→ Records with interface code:

[start]

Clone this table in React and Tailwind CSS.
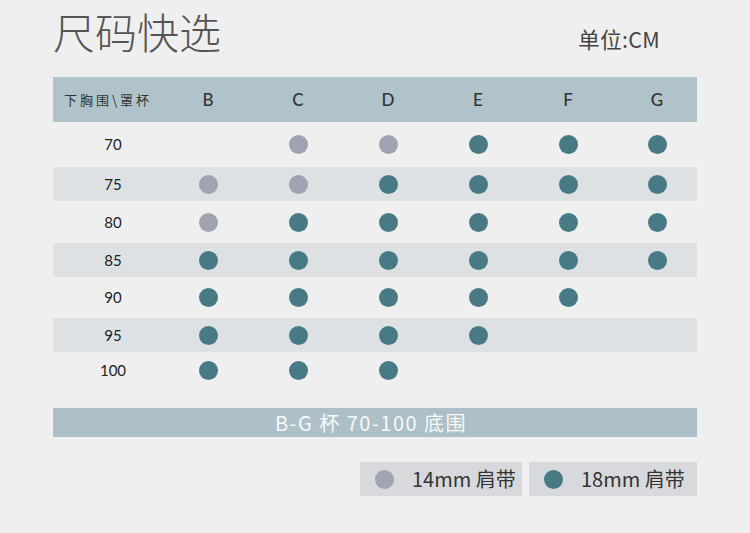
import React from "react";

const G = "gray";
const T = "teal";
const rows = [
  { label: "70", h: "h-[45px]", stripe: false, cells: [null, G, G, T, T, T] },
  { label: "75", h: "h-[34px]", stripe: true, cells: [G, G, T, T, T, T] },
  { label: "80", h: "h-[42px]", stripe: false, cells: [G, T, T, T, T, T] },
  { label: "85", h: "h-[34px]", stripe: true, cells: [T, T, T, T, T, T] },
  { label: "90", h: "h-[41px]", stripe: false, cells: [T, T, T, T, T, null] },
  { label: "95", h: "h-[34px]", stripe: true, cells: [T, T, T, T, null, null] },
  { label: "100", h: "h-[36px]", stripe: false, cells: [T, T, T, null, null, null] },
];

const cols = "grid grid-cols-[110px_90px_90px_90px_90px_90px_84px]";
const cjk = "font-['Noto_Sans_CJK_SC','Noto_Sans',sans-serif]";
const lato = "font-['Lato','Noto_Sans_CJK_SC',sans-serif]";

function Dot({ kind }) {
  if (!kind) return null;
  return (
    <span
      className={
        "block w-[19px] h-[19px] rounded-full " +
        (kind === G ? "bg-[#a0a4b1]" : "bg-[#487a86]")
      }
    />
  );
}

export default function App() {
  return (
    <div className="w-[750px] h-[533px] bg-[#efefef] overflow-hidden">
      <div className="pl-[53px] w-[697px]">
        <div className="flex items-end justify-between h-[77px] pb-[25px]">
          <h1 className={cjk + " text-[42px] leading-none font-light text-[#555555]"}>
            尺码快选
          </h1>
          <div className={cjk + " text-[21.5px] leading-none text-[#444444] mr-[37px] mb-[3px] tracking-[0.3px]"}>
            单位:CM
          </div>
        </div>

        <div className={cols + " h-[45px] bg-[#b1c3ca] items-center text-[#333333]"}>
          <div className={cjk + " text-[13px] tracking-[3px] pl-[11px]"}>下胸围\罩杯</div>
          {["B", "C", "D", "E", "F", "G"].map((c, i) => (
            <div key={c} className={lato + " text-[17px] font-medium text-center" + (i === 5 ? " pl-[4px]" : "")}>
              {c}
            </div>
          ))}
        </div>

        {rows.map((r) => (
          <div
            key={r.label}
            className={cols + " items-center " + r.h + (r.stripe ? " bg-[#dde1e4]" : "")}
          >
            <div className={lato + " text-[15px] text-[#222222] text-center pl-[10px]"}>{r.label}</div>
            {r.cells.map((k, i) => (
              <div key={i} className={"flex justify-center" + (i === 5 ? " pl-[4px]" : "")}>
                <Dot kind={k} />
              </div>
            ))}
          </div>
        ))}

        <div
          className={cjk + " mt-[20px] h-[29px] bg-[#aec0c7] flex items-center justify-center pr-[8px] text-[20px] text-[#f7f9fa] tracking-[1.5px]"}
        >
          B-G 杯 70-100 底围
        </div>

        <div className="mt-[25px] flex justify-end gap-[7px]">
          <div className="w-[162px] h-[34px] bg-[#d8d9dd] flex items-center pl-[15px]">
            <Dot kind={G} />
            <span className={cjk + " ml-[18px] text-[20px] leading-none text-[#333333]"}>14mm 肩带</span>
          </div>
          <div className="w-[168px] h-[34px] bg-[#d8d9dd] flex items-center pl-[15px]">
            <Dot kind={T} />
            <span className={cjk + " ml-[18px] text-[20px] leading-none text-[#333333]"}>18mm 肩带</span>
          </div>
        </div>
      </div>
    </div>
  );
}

[end]
[start]

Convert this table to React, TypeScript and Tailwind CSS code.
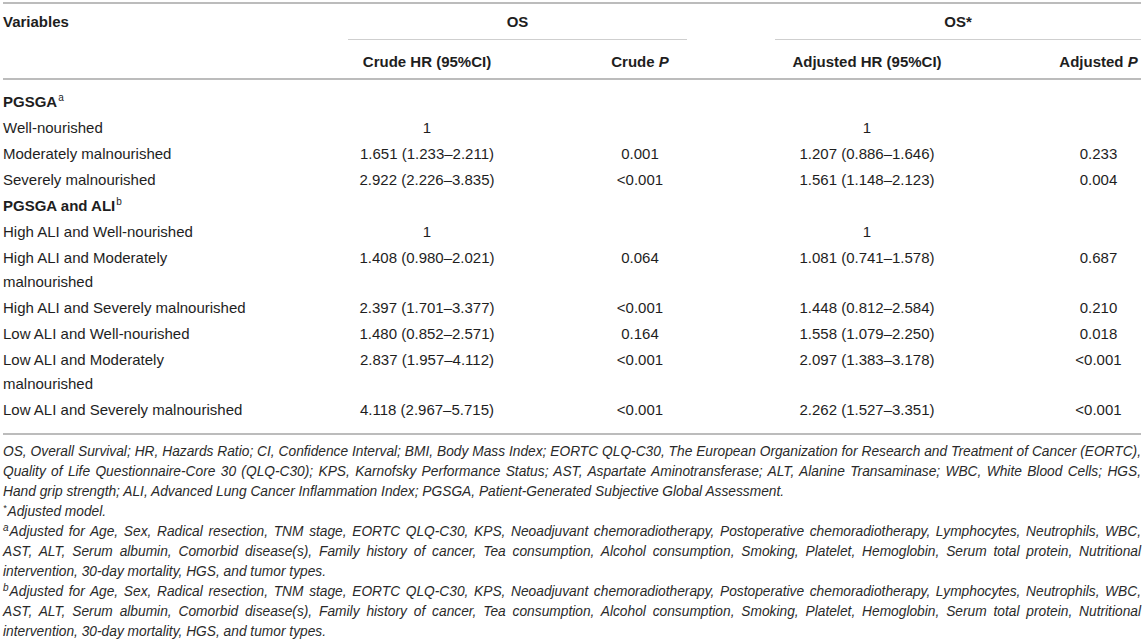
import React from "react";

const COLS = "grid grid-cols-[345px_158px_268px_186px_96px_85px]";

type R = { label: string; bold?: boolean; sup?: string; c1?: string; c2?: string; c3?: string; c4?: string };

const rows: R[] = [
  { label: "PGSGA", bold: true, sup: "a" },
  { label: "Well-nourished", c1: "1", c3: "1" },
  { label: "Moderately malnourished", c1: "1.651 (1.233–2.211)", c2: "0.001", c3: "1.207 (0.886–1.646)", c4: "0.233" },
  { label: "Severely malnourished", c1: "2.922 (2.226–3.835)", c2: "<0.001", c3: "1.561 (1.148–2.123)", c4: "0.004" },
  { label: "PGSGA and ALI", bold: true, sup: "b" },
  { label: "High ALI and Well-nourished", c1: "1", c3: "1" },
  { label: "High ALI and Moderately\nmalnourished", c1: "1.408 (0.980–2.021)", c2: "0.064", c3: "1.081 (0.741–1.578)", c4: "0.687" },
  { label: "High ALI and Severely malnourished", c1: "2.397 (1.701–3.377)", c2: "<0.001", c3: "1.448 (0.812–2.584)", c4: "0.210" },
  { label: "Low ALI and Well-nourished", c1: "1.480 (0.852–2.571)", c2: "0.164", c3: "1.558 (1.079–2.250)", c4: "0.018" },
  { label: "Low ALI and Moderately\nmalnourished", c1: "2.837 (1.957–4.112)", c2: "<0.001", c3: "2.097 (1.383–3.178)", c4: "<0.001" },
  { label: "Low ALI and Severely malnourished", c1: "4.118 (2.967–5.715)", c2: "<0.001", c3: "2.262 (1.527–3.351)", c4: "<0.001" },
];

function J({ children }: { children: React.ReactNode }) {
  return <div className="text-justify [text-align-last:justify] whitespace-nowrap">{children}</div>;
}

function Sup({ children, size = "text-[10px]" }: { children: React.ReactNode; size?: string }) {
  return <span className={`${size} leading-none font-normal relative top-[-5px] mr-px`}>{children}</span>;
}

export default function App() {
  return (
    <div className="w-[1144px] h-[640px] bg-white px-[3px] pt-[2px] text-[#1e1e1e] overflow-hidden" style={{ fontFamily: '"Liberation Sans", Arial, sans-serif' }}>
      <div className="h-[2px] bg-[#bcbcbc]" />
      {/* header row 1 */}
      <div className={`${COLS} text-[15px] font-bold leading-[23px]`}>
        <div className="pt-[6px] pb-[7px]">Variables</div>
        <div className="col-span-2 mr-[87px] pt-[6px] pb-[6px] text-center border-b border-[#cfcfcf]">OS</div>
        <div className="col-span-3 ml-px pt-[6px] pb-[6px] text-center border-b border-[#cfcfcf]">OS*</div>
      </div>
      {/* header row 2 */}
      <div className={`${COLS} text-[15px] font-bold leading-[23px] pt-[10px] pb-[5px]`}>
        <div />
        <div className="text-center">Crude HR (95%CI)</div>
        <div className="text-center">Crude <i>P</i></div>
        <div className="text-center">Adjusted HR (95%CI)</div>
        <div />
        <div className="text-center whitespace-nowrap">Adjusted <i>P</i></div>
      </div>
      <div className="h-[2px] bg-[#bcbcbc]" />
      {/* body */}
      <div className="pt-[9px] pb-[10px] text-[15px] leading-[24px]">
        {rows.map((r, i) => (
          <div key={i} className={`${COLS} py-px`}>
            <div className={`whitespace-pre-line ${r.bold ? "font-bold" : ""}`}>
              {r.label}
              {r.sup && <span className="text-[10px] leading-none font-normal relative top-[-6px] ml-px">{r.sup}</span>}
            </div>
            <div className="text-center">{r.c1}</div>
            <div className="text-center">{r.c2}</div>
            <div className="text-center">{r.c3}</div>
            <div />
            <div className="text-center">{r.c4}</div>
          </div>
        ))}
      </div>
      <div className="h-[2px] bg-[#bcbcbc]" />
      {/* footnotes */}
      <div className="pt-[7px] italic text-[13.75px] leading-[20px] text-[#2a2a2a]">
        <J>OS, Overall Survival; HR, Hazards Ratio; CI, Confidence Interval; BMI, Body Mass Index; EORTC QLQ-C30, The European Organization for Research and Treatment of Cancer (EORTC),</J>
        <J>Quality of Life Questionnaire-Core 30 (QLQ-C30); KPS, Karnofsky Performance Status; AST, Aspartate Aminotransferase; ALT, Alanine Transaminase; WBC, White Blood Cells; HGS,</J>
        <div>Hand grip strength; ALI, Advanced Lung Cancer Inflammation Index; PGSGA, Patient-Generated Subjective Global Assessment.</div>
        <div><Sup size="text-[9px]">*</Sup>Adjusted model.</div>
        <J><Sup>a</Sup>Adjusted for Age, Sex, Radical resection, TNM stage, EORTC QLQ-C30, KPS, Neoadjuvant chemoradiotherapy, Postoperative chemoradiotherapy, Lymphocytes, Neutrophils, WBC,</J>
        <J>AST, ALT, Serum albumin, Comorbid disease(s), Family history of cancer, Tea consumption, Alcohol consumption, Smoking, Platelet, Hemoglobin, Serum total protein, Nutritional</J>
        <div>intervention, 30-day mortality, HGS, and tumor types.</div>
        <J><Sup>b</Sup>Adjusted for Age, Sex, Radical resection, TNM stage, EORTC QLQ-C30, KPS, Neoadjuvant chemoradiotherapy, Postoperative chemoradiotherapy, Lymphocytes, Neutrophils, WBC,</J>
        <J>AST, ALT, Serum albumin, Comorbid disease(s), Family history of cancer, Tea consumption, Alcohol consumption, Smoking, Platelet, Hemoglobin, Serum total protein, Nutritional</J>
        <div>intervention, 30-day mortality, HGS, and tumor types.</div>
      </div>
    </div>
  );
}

[end]

→ Short exercise:
Give again, exactly as written above, every line from the one holding "Convert this table" to the one holding "string; bold?: boolean;", with both ends kept and the pictures left out.

→ Exercise answer:
Convert this table to React, TypeScript and Tailwind CSS code.
import React from "react";

const COLS = "grid grid-cols-[345px_158px_268px_186px_96px_85px]";

type R = { label: string; bold?: boolean; sup?: string; c1?: string; c2?: string; c3?: string; c4?: string };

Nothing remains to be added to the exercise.